La démarche en partenariat
- Il est apparu nécessaire de construire ensemble, de dépasser en les approfondissant les représentations d’une EducationBienCommun collectées lors des témoignages. Pour cela,
– un cadre, celui des communs et biens communs, exposé par Jean Pascal Derumier de l’UBC
– une démarche que décrira précisément Joëlle Cordesse du GFEN, démarche active, individuelle et collective, qui doit nous permettre de créer les conditions d’une bifurcation nécessaires pour penser l’éducation bien commun, pour produire ensemble du possible, des possibles qui vont naître de la confrontation de nos idées.

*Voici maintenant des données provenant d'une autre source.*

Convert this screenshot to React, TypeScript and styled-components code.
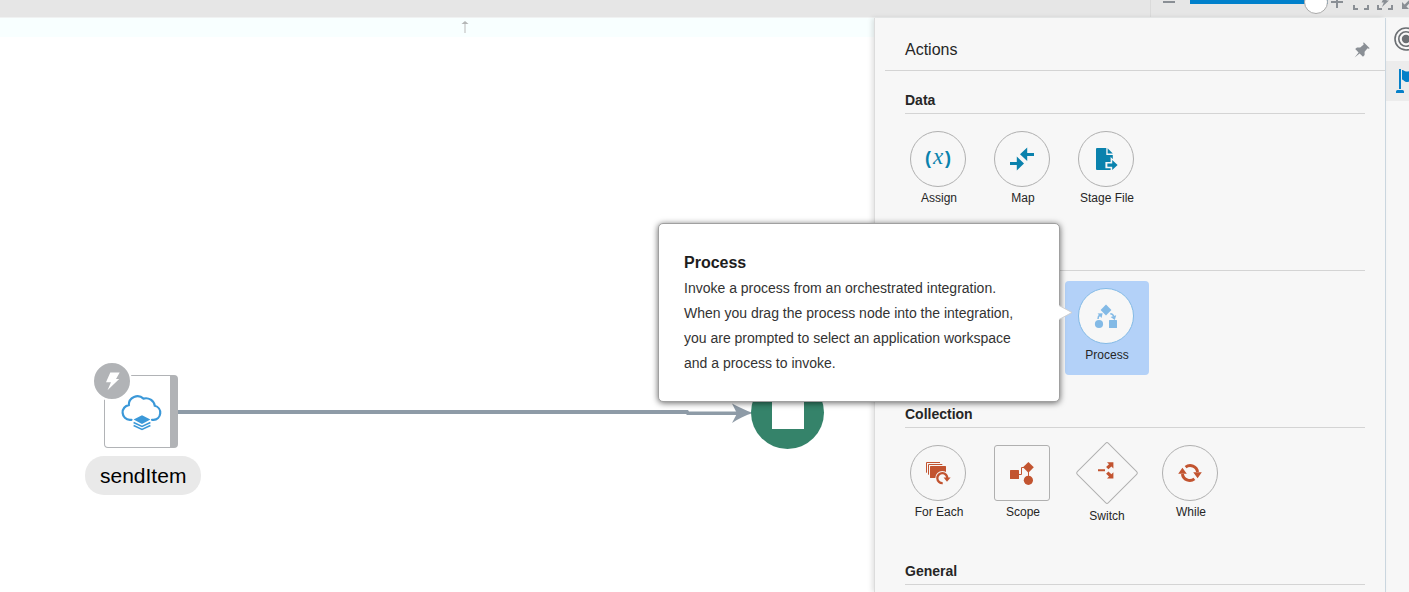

- Les pistes, contributions apportées ce soir, seront un point d’étape important pour aller solliciter ensuite les signataires de l’appel à bifurquer, 24 signataires de champs différents (sciences de l’éducation, historienne, philosophe, sociologue, artiste, pédopsychiatre, militant pédagogique) que nous inviterons pour des contributions, prises de parole qui nourriront le débat Education-Bien-Commun et permettront de préciser nos pistes.